Here, something different happened. And this happens pretty frequently in medical development, where they call their shot and then they ended up stopping the study and then looking back and seeing something more encouraging and then work with the agency to get an approval. That's not a normal process. And having worked ourselves in Alzheimer's for the last 34 years, and we've had lots of failures too, and on look back sometimes you become encouraged. But really it's important that I think drug companies generate very solid evidence for the use of our products.

So we're processing this. Because to approve this, the FDA actually, in the end, did not say that those results were solid evidence. What they said was that the drug moves what's known as a biomarker, or a precursor to the disease, in a very meaningful way, which I think is without dispute. But then said that that biomarker or precursor is enough for approval, so in a way, sort of shifting the bar or the policy for Alzheimer's approvals.

I think this does a few things. One-- well, there'll be lots of discussion about Biogen's approval and Alzheimer's. We know there's huge unmet need. So in some sense, that's a hope for patients. I think it will also unleash a lot of investment from companies to prove the same thing with other drugs, because it is a easier task. And then researchers, I think, and Lilly, and others, are worried that, OK, well, we'll be able to prove the ultimate benefit, which is slowing the disease, prevention of death and other serious medical consequences, with all these products on the market. And that's something we're working through now.

ANDY SERWER: Your stock jumped on the news. Can you talk to us about what that means for your Alzheimer's drug, and what's the status of that and how it's different from Biogen's?

DAVID RICKS: Well, maybe now looking prescient, but last summer we made a decision to initiate a confirmatory study. We have a product called Donanemab. It works in a similar way to Biogen's, although we think a little faster, little deeper clearance of plaques. We had a phase two, a middle phase study going.

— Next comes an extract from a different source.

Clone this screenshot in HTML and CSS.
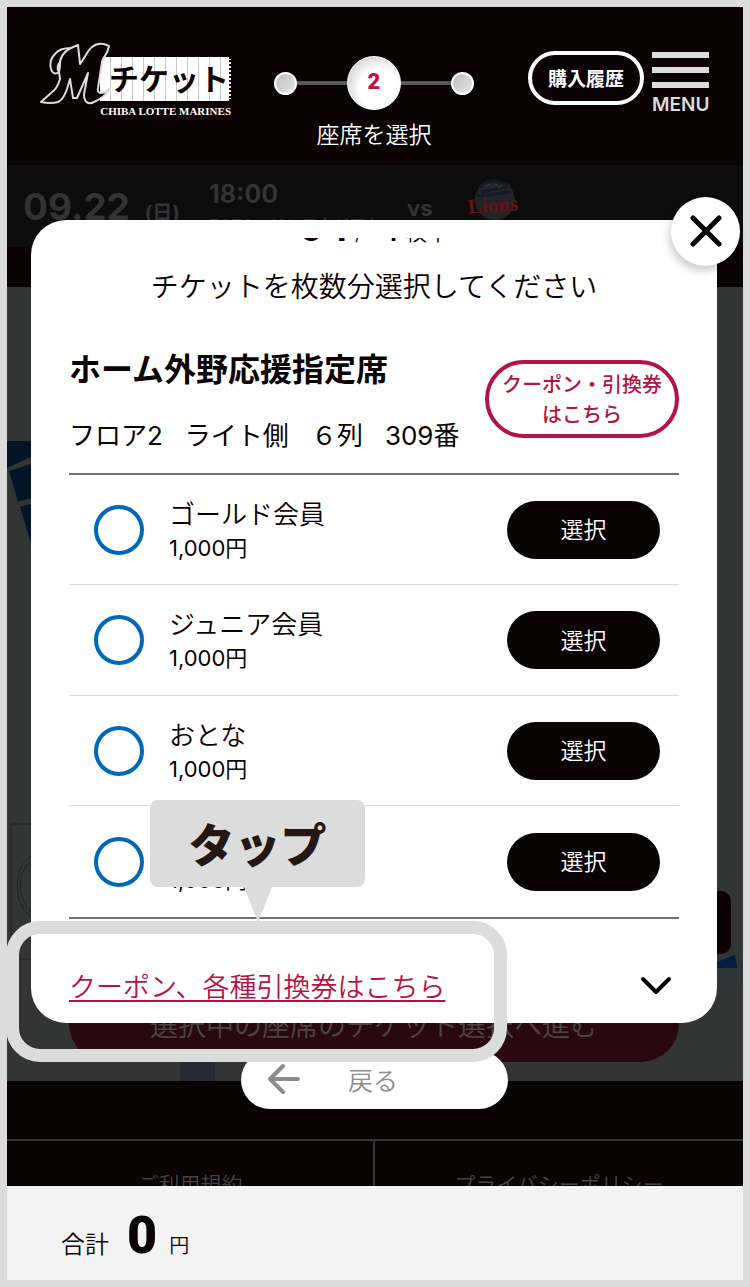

And before that even concluded, we started a confirmatory study at risk, worried that the FDA would approve Biogen's drug and it would then be hard to recruit patients into a study. Because in a study, you're randomized to placebo or drug, whereas if there's a drug on the market, you can just get the drug. And so it is more difficult to find subjects for studies when there's an approved drug.

So we had accelerated that. That's well underway. It's not finished recruiting but getting close. We're glad we did that now. In the meantime, we read out the phase two results, this middle-sized study, which were very positive. We slowed cognition decay. We slowed functional decay. And we made a big difference in this biomarker, this precursor protein of the amyloid plaques.

So we're strongly encouraged. I think that's why the investors were excited on this news for Lilly. We still have a lot to prove, though. And one thing that's, to be clear, is we are deeply committed to prove the ultimate value of the therapy, which isn't to reduce some protein in people's brains that they haven't heard of. It's to affect their lives, right, to slow the decay that seniors experience with Alzheimer's. We aim to prove that. And this study, which we started last summer, should conclude in '23. So that seems like a long way away, but in drug development time it's pretty short. But we'll have the answer, whether Donanemab slows Alzheimer's. And that's something we're very much looking forward to.